Where a line in the listing contains the string "styles", copy that line out.

START INFORMATION SHOWN

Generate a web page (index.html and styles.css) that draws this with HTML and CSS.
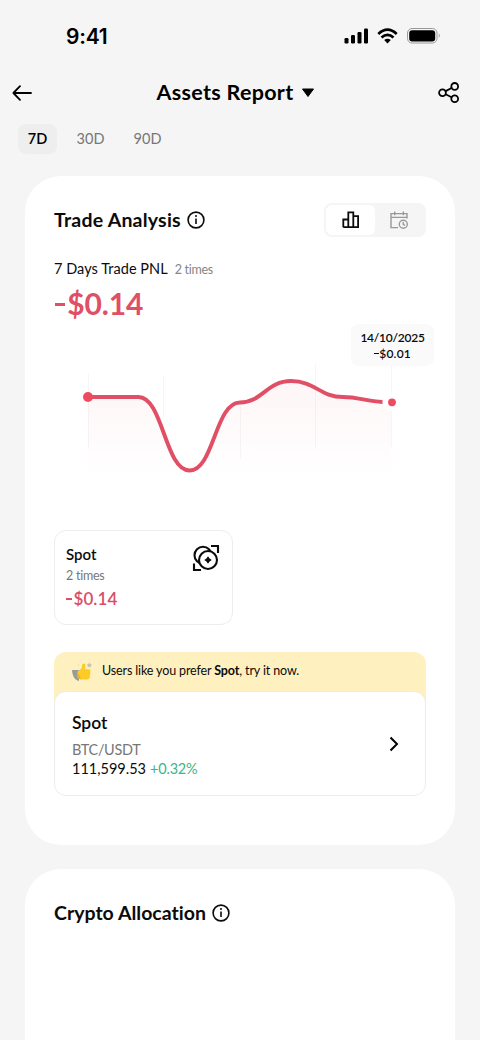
FILE: index.html
```html
<!DOCTYPE html>
<html lang="en">
<head>
<meta charset="utf-8">
<title>Assets Report</title>
<link rel="stylesheet" href="styles.css">
</head>
<body>
<div class="status">
  <span class="clock">9:41</span>
  <svg class="status-icons" width="98" height="18" viewBox="0 0 98 18">
    <rect x="0.5" y="11" width="4" height="5.5" rx="1.2"/><rect x="7" y="8" width="4" height="8.500" rx="1.200"/><rect x="13.500" y="5" width="4" height="11.500" rx="1.200"/><rect x="20" y="1.500" width="4" height="15" rx="1.200"/>
    <g fill="none" stroke="#000" stroke-width="2.700"><path d="M34.300 6.900Q43.500-1.500 52.700 6.900"/><path d="M37.500 10.500Q43.500 5.100 49.500 10.500"/></g>
    <path d="M40.200 13.100Q43.500 10.500 46.800 13.100L43.500 16.500Z"/>
    <rect x="63.500" y="1.500" width="29.500" height="14.500" rx="4.500" fill="none" stroke="#999"/>
    <rect x="65.200" y="3.200" width="26" height="11.200" rx="3"/><path d="M94.800 6.300q2 2.300 0 4.600z" fill="#999"/>
  </svg>
</div>
<header class="nav">
  <svg class="back" width="20" height="16" viewBox="0 0 20 16"><path d="M8 1.200 1.400 8 8 14.800M1.400 8H19"/></svg>
  <h1 class="nav-title"><span>Assets Report</span><svg width="14" height="10" viewBox="0 0 14 10"><path d="M1.500 1h11L7 8.500z" fill="#000" stroke="#000" stroke-linejoin="round"/></svg></h1>
  <svg class="share" width="22" height="22" viewBox="0 0 22 22"><circle cx="4.500" cy="10.700" r="3.400"/><circle cx="16.700" cy="4.400" r="3.400"/><circle cx="16.700" cy="16.700" r="3.400"/><path d="m7.600 9.100 6-3.100M7.600 12.300l6 2.900"/></svg>
</header>
<nav class="tabs"><span class="tab active">7D</span><span class="tab">30D</span><span class="tab">90D</span></nav>
<main>
<section class="card analysis">
  <div class="card-head">
    <h2 class="trade-title">Trade Analysis</h2>
    <svg class="info" width="18" height="18" viewBox="0 0 18 18"><circle cx="9" cy="9" r="7.900"/><path d="M9 7.500v5.600"/><circle class="dot" cx="9" cy="5.100" r="1"/></svg>
    <div class="toggle">
      <div class="toggle-on"><svg width="18" height="18" viewBox="0 0 18 18"><path d="M1.300 16.200V8.500h5M6.300 16.200V1.300h5v14.900M11.300 5.200h4.800v11H1.300"/></svg></div>
      <div class="toggle-off"><svg width="20" height="20" viewBox="0 0 20 20"><path d="M9 17.600H2V3.600h16v5M2 7.400h16M5.700 1.500v3.800M14.300 1.500v3.800"/><circle cx="14.300" cy="14.300" r="4"/><path d="M14.300 11.900v2.600l1.700.9"/></svg></div>
    </div>
  </div>
  <div class="pnl-row"><span class="pnl-label">7 Days Trade PNL</span><span class="pnl-count">2 times</span></div>
  <div class="pnl"><i class="minus"></i>$0.14</div>
  <div class="chart">
    <svg width="372" height="150" viewBox="54 340 372 150">
      <defs><linearGradient id="fade" x1="0" y1="380" x2="0" y2="478" gradientUnits="userSpaceOnUse"><stop stop-color="#ef4b60" stop-opacity=".055"/><stop offset="1" stop-color="#ef4b60" stop-opacity="0"/></linearGradient></defs>
      <path d="M88.500 373v75M163.500 376v42M240.500 405v54M315.500 364v84M391.500 362v85" stroke="#f8f5f6" fill="none"/>
      <path d="M88 397H138.500C163 397 165 470.500 189.500 470.500C214 470.500 215 402 240 402C262 402 267 381 291 381C315 381 320 397 343 397C359 397 367 401.500 391 402V475H88Z" fill="url(#fade)"/>
      <path d="M88 397H138.500C163 397 165 470.500 189.500 470.500C214 470.500 215 402.500 240 402.500C262 402.500 267 381 291 381C315 381 320 397 343 397C358 397 367 401.500 382.500 402" fill="none" stroke="#e04f65" stroke-width="3.900"/>
      <circle cx="88" cy="397" r="5" fill="#ef4b60"/><circle cx="392" cy="402.300" r="9" fill="#fff"/><circle cx="392" cy="402.300" r="3.900" fill="#ef4b60"/>
    </svg>
    <div class="tip"><span>14/10/2025</span><span class="tip-value"><i class="minus"></i>$0.01</span></div>
  </div>
  <div class="spot">
    <div><div class="spot-name">Spot</div><div class="spot-count">2 times</div><div class="spot-pnl"><i class="minus"></i>$0.14</div></div>
    <svg class="coins" width="28" height="28" viewBox="0 0 28 28"><path d="M19 2h7v7M2 19.500v6.500h7"/><circle cx="11" cy="11.300" r="8.500"/><circle cx="16" cy="16" r="9" fill="#fff"/><path class="gem" d="M16 12.800q1 2.200 3.200 3.200-2.200 1-3.200 3.200-1-2.200-3.200-3.200 2.200-1 3.200-3.200z"/></svg>
  </div>
  <div class="promo">
    <div class="promo-head">
      <svg width="22" height="20" viewBox="0 0 22 20"><path d="M1 8h7v11C4 18 1.500 15 1 8z" fill="#999a9c"/><path d="M6.500 9.500 10.500 6.500 11.300 2.500q.3-1.300 1.700-.9 1.600.5 1.500 2.200L14 7.200h4q1.700 0 1.500 1.800l-.8 6.500q-.3 1.900-2.200 1.900H10l-3.500-1.600z" fill="#fccb25"/><path d="M6.500 9.500v6.300l3.500 1.600" fill="#e6b41c"/><path d="m18.300.5.9 1.600 1.800.3-1.200 1.300.2 1.800-1.700-.8-1.700.8.300-1.800-1.300-1.300 1.800-.3z" fill="#c9c3ae"/><circle cx="7.500" cy="3" r=".6" fill="#d5c894"/></svg>
      <span>Users like you prefer <b>Spot</b>, try it now.</span>
    </div>
    <div class="promo-body">
      <div><div class="coin-name">Spot</div><div class="pair">BTC/USDT</div><div class="quote"><span class="price">111,599.53</span><span class="change">+0.32%</span></div></div>
      <svg class="chev" width="10" height="16" viewBox="0 0 10 16"><path d="m1.500 1.500 6.500 6.500-6.500 6.500"/></svg>
    </div>
  </div>
</section>
<section class="card allocation">
  <div class="card-head"><h2 class="crypto-title">Crypto Allocation</h2><svg class="info" width="18" height="18" viewBox="0 0 18 18"><circle cx="9" cy="9" r="7.900"/><path d="M9 7.500v5.600"/><circle class="dot" cx="9" cy="5.100" r="1"/></svg></div>
</section>
</main>
</body>
</html>
```
FILE: styles.css
```css
* { box-sizing: border-box; }
body { margin: 0; height: 1040px; overflow: hidden; background: #f5f5f5; color: #0b0b0b; font-family: Lato, "Liberation Sans", sans-serif; font-variant-ligatures: none; white-space: nowrap; }
h1, h2 { margin: 0; font-weight: 600; }
svg { flex: none; display: block; }
.status { height: 72px; display: flex; justify-content: space-between; align-items: center; padding: 0 40px 0 66px; }
.clock { font: 600 21px Inter, sans-serif; letter-spacing: -.2px; color: #000; }
.status-icons { margin-right: -2px; }
.nav { height: 42px; display: flex; align-items: center; justify-content: space-between; padding: 0 20px 0 12px; }
.back, .share { fill: none; stroke: #000; stroke-width: 1.800; stroke-linecap: round; stroke-linejoin: round; }
.nav-title { display: flex; align-items: center; gap: 8px; padding-left: 2px; font-size: 21.500px; font-weight: 700; letter-spacing: .3px; color: #000; }
.nav-title span { padding-bottom: 2px; }
.tabs { display: flex; padding: 10px 0 0 18px; height: 62px; }
.tab { width: 57px; height: 30px; line-height: 30px; text-align: center; font-size: 14.500px; color: #777; }
.tab.active { width: 39px; margin-right: 5px; border-radius: 8px; background: #eee; color: #000; font-weight: 600; }
.card { margin: 0 25px; background: #fff; border-radius: 36px; padding: 27px 29px 0; }
.analysis { height: 669px; }
.allocation { margin-top: 24px; height: 220px; }
.card-head { height: 34px; display: flex; align-items: center; gap: 6px; }
.card-head h2 { padding-bottom: 2px; font-size: 19.500px; font-weight: 700; }
.trade-title { letter-spacing: .22px; }
.crypto-title { letter-spacing: .01px; }
.info { fill: none; stroke: #0b0b0b; stroke-width: 1.600; }
.info .dot { fill: #0b0b0b; stroke: none; }
.toggle { margin-left: auto; width: 102px; height: 34px; border-radius: 8px; background: #f5f5f5; padding: 2px; display: flex; }
.toggle > div { width: 49px; height: 30px; display: flex; align-items: center; justify-content: center; }
.toggle-on { background: #fff; border-radius: 6px; }
.toggle svg { fill: none; stroke: #0b0b0b; stroke-width: 1.800; }
.toggle .toggle-off svg { margin-right: 2px; stroke: #999; stroke-width: 1.400; }
.pnl-row { margin-top: 20px; height: 22px; display: flex; align-items: center; gap: 7px; font-size: 14.500px; letter-spacing: .05px; }
.pnl-count { padding-top: 2px; color: #858585; font-size: 12.500px; letter-spacing: -.3px; }
.pnl { height: 45px; line-height: 48px; font-size: 30px; font-weight: 700; letter-spacing: -.1px; color: #e04f65; }
.minus { display: inline-block; width: .36em; height: .095em; margin: 0 .06em 0 .02em; background: currentColor; vertical-align: .31em; }
.chart { position: relative; height: 206px; padding-top: 16px; }
.tip { position: absolute; left: 297px; top: 0; width: 83px; height: 42px; border-radius: 8px; background: #fafafa; display: flex; flex-direction: column; align-items: center; padding-top: 6px; font-size: 12px; line-height: 15.500px; font-weight: 600; letter-spacing: -.25px; }
.tip-value { letter-spacing: .2px; }
.spot { width: 179px; height: 95px; border: 1px solid #ededed; border-radius: 12px; padding: 12px 12px 0 11px; display: flex; justify-content: space-between; }
.spot-name { font-size: 15px; line-height: 22px; font-weight: 600; }
.spot-count { margin-top: 1px; font-size: 12.500px; line-height: 20px; letter-spacing: -.25px; color: #777; }
.spot-pnl { font-size: 17px; line-height: 26px; font-weight: 600; letter-spacing: .1px; color: #d84f66; }
.coins { margin-top: 1px; fill: none; stroke: #0b0b0b; stroke-width: 2.100; }
.coins .gem { fill: #0b0b0b; stroke: #0b0b0b; stroke-width: .8; }
.promo { margin-top: 27px; background: linear-gradient(#fff0bf 55px, #fff 55px); border-radius: 12px; height: 144px; }
.promo-head { height: 39px; display: flex; align-items: center; gap: 9px; padding-left: 17px; font-size: 12.500px; letter-spacing: -.13px; }
.promo-head span { padding-bottom: 2px; }
.promo-body { height: 105px; border: 1px solid #ececec; border-radius: 12px; background: #fff; display: flex; align-items: center; justify-content: space-between; padding: 0 26px 0 17px; }
.coin-name { font-size: 17.500px; line-height: 27px; font-weight: 600; }
.pair { margin-top: 4px; font-size: 14.500px; line-height: 19px; letter-spacing: -.35px; color: #777; }
.quote { display: flex; gap: 4px; font-size: 14.500px; line-height: 19px; }
.change { color: #3eb489; letter-spacing: -.2px; }
.chev { fill: none; stroke: #000; stroke-width: 2; }
```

END INFORMATION SHOWN

EXPECTED ANSWER =>
Generate a web page (index.html and styles.css) that draws this with HTML and CSS.
<link rel="stylesheet" href="styles.css">
FILE: styles.css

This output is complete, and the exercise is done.